• **Task to complete**
Copy the data below exactly, omitting any picture it contains.

• **Data lines**
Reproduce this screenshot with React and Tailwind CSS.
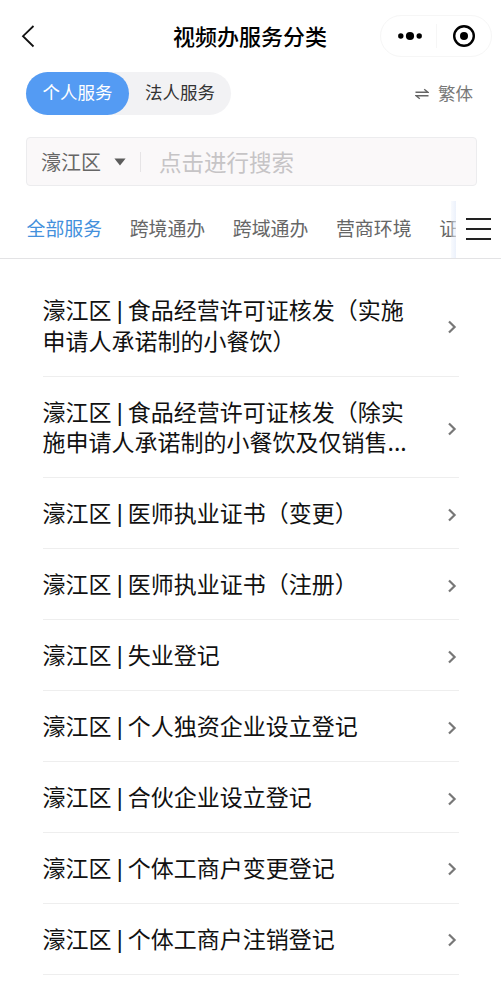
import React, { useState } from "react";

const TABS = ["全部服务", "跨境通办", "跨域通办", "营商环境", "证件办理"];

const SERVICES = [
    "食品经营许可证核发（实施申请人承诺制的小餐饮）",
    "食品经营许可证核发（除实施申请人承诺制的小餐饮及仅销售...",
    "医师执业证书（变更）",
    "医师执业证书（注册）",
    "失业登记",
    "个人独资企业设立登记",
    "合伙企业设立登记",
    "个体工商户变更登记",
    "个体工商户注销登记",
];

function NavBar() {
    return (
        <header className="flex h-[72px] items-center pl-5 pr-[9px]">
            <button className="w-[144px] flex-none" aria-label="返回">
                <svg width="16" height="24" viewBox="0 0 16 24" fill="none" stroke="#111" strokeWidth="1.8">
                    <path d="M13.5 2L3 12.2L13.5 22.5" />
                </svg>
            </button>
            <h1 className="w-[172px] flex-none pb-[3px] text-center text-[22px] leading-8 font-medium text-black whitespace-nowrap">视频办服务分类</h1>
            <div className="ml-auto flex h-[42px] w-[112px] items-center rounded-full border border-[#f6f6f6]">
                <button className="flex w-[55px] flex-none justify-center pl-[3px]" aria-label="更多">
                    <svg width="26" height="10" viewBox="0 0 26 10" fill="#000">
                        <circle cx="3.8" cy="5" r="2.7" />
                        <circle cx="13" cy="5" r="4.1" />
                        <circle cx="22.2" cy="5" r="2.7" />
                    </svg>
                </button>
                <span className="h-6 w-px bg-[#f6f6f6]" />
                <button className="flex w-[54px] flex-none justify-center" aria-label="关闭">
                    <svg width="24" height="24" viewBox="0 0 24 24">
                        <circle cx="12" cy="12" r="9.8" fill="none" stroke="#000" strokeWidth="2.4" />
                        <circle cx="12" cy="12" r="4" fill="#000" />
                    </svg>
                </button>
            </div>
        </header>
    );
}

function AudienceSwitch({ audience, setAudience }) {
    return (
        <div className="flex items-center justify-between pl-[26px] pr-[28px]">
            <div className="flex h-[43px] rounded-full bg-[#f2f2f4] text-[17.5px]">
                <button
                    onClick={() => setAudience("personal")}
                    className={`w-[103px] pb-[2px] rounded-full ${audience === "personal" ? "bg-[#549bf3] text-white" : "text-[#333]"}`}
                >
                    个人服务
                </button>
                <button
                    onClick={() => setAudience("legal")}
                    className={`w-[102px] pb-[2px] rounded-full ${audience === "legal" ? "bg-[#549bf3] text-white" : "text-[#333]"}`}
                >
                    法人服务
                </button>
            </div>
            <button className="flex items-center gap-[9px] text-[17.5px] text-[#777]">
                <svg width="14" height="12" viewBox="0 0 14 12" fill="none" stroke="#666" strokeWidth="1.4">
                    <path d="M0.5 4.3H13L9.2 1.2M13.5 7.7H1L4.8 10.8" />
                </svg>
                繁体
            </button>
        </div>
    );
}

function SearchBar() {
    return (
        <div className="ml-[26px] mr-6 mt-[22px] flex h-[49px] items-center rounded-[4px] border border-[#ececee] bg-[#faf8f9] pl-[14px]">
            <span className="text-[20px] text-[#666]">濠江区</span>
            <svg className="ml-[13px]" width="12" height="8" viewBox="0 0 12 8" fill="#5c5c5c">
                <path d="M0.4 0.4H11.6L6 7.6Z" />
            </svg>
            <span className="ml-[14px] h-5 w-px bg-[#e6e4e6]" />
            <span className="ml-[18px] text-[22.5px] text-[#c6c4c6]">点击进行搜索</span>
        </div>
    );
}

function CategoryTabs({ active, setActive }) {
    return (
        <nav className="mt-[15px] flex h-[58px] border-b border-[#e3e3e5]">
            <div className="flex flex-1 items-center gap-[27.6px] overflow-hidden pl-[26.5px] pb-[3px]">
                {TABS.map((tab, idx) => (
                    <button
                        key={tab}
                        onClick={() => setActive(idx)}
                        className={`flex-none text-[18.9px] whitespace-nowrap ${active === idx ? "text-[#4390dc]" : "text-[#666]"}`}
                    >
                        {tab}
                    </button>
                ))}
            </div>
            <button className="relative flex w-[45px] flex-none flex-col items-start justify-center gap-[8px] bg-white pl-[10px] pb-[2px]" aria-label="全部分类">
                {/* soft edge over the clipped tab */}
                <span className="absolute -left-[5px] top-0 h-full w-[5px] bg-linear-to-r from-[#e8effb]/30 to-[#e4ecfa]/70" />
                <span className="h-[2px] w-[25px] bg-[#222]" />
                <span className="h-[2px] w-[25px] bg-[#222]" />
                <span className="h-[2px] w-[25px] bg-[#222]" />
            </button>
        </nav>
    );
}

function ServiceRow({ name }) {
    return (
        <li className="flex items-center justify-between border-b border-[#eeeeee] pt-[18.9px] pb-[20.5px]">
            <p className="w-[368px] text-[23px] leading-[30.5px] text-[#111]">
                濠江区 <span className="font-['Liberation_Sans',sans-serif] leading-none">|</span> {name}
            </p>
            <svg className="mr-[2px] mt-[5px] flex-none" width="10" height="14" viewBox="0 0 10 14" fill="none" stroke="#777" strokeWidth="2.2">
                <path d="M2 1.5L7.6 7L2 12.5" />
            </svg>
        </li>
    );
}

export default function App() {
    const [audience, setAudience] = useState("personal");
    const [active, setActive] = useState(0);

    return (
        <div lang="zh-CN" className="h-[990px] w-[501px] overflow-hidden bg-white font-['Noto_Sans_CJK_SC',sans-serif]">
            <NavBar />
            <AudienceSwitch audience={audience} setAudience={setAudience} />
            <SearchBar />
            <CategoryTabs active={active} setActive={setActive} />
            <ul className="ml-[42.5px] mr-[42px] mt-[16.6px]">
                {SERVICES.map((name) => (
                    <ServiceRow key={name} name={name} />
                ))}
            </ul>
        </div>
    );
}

• **Solution to the problem**
Reproduce this screenshot with React and Tailwind CSS.
import React, { useState } from "react";

const TABS = ["全部服务", "跨境通办", "跨域通办", "营商环境", "证件办理"];

const SERVICES = [
    "食品经营许可证核发（实施申请人承诺制的小餐饮）",
    "食品经营许可证核发（除实施申请人承诺制的小餐饮及仅销售...",
    "医师执业证书（变更）",
    "医师执业证书（注册）",
    "失业登记",
    "个人独资企业设立登记",
    "合伙企业设立登记",
    "个体工商户变更登记",
    "个体工商户注销登记",
];

function NavBar() {
    return (
        <header className="flex h-[72px] items-center pl-5 pr-[9px]">
            <button className="w-[144px] flex-none" aria-label="返回">
                <svg width="16" height="24" viewBox="0 0 16 24" fill="none" stroke="#111" strokeWidth="1.8">
                    <path d="M13.5 2L3 12.2L13.5 22.5" />
                </svg>
            </button>
            <h1 className="w-[172px] flex-none pb-[3px] text-center text-[22px] leading-8 font-medium text-black whitespace-nowrap">视频办服务分类</h1>
            <div className="ml-auto flex h-[42px] w-[112px] items-center rounded-full border border-[#f6f6f6]">
                <button className="flex w-[55px] flex-none justify-center pl-[3px]" aria-label="更多">
                    <svg width="26" height="10" viewBox="0 0 26 10" fill="#000">
                        <circle cx="3.8" cy="5" r="2.7" />
                        <circle cx="13" cy="5" r="4.1" />
                        <circle cx="22.2" cy="5" r="2.7" />
                    </svg>
                </button>
                <span className="h-6 w-px bg-[#f6f6f6]" />
                <button className="flex w-[54px] flex-none justify-center" aria-label="关闭">
                    <svg width="24" height="24" viewBox="0 0 24 24">
                        <circle cx="12" cy="12" r="9.8" fill="none" stroke="#000" strokeWidth="2.4" />
                        <circle cx="12" cy="12" r="4" fill="#000" />
                    </svg>
                </button>
            </div>
        </header>
    );
}

function AudienceSwitch({ audience, setAudience }) {
    return (
        <div className="flex items-center justify-between pl-[26px] pr-[28px]">
            <div className="flex h-[43px] rounded-full bg-[#f2f2f4] text-[17.5px]">
                <button
                    onClick={() => setAudience("personal")}
                    className={`w-[103px] pb-[2px] rounded-full ${audience === "personal" ? "bg-[#549bf3] text-white" : "text-[#333]"}`}
                >
                    个人服务
                </button>
                <button
                    onClick={() => setAudience("legal")}
                    className={`w-[102px] pb-[2px] rounded-full ${audience === "legal" ? "bg-[#549bf3] text-white" : "text-[#333]"}`}
                >
                    法人服务
                </button>
            </div>
            <button className="flex items-center gap-[9px] text-[17.5px] text-[#777]">
                <svg width="14" height="12" viewBox="0 0 14 12" fill="none" stroke="#666" strokeWidth="1.4">
                    <path d="M0.5 4.3H13L9.2 1.2M13.5 7.7H1L4.8 10.8" />
                </svg>
                繁体
            </button>
        </div>
    );
}

function SearchBar() {
    return (
        <div className="ml-[26px] mr-6 mt-[22px] flex h-[49px] items-center rounded-[4px] border border-[#ececee] bg-[#faf8f9] pl-[14px]">
            <span className="text-[20px] text-[#666]">濠江区</span>
            <svg className="ml-[13px]" width="12" height="8" viewBox="0 0 12 8" fill="#5c5c5c">
                <path d="M0.4 0.4H11.6L6 7.6Z" />
            </svg>
            <span className="ml-[14px] h-5 w-px bg-[#e6e4e6]" />
            <span className="ml-[18px] text-[22.5px] text-[#c6c4c6]">点击进行搜索</span>
        </div>
    );
}

function CategoryTabs({ active, setActive }) {
    return (
        <nav className="mt-[15px] flex h-[58px] border-b border-[#e3e3e5]">
            <div className="flex flex-1 items-center gap-[27.6px] overflow-hidden pl-[26.5px] pb-[3px]">
                {TABS.map((tab, idx) => (
                    <button
                        key={tab}
                        onClick={() => setActive(idx)}
                        className={`flex-none text-[18.9px] whitespace-nowrap ${active === idx ? "text-[#4390dc]" : "text-[#666]"}`}
                    >
                        {tab}
                    </button>
                ))}
            </div>
            <button className="relative flex w-[45px] flex-none flex-col items-start justify-center gap-[8px] bg-white pl-[10px] pb-[2px]" aria-label="全部分类">
                {/* soft edge over the clipped tab */}
                <span className="absolute -left-[5px] top-0 h-full w-[5px] bg-linear-to-r from-[#e8effb]/30 to-[#e4ecfa]/70" />
                <span className="h-[2px] w-[25px] bg-[#222]" />
                <span className="h-[2px] w-[25px] bg-[#222]" />
                <span className="h-[2px] w-[25px] bg-[#222]" />
            </button>
        </nav>
    );
}

function ServiceRow({ name }) {
    return (
        <li className="flex items-center justify-between border-b border-[#eeeeee] pt-[18.9px] pb-[20.5px]">
            <p className="w-[368px] text-[23px] leading-[30.5px] text-[#111]">
                濠江区 <span className="font-['Liberation_Sans',sans-serif] leading-none">|</span> {name}
            </p>
            <svg className="mr-[2px] mt-[5px] flex-none" width="10" height="14" viewBox="0 0 10 14" fill="none" stroke="#777" strokeWidth="2.2">
                <path d="M2 1.5L7.6 7L2 12.5" />
            </svg>
        </li>
    );
}

export default function App() {
    const [audience, setAudience] = useState("personal");
    const [active, setActive] = useState(0);

    return (
        <div lang="zh-CN" className="h-[990px] w-[501px] overflow-hidden bg-white font-['Noto_Sans_CJK_SC',sans-serif]">
            <NavBar />
            <AudienceSwitch audience={audience} setAudience={setAudience} />
            <SearchBar />
            <CategoryTabs active={active} setActive={setActive} />
            <ul className="ml-[42.5px] mr-[42px] mt-[16.6px]">
                {SERVICES.map((name) => (
                    <ServiceRow key={name} name={name} />
                ))}
            </ul>
        </div>
    );
}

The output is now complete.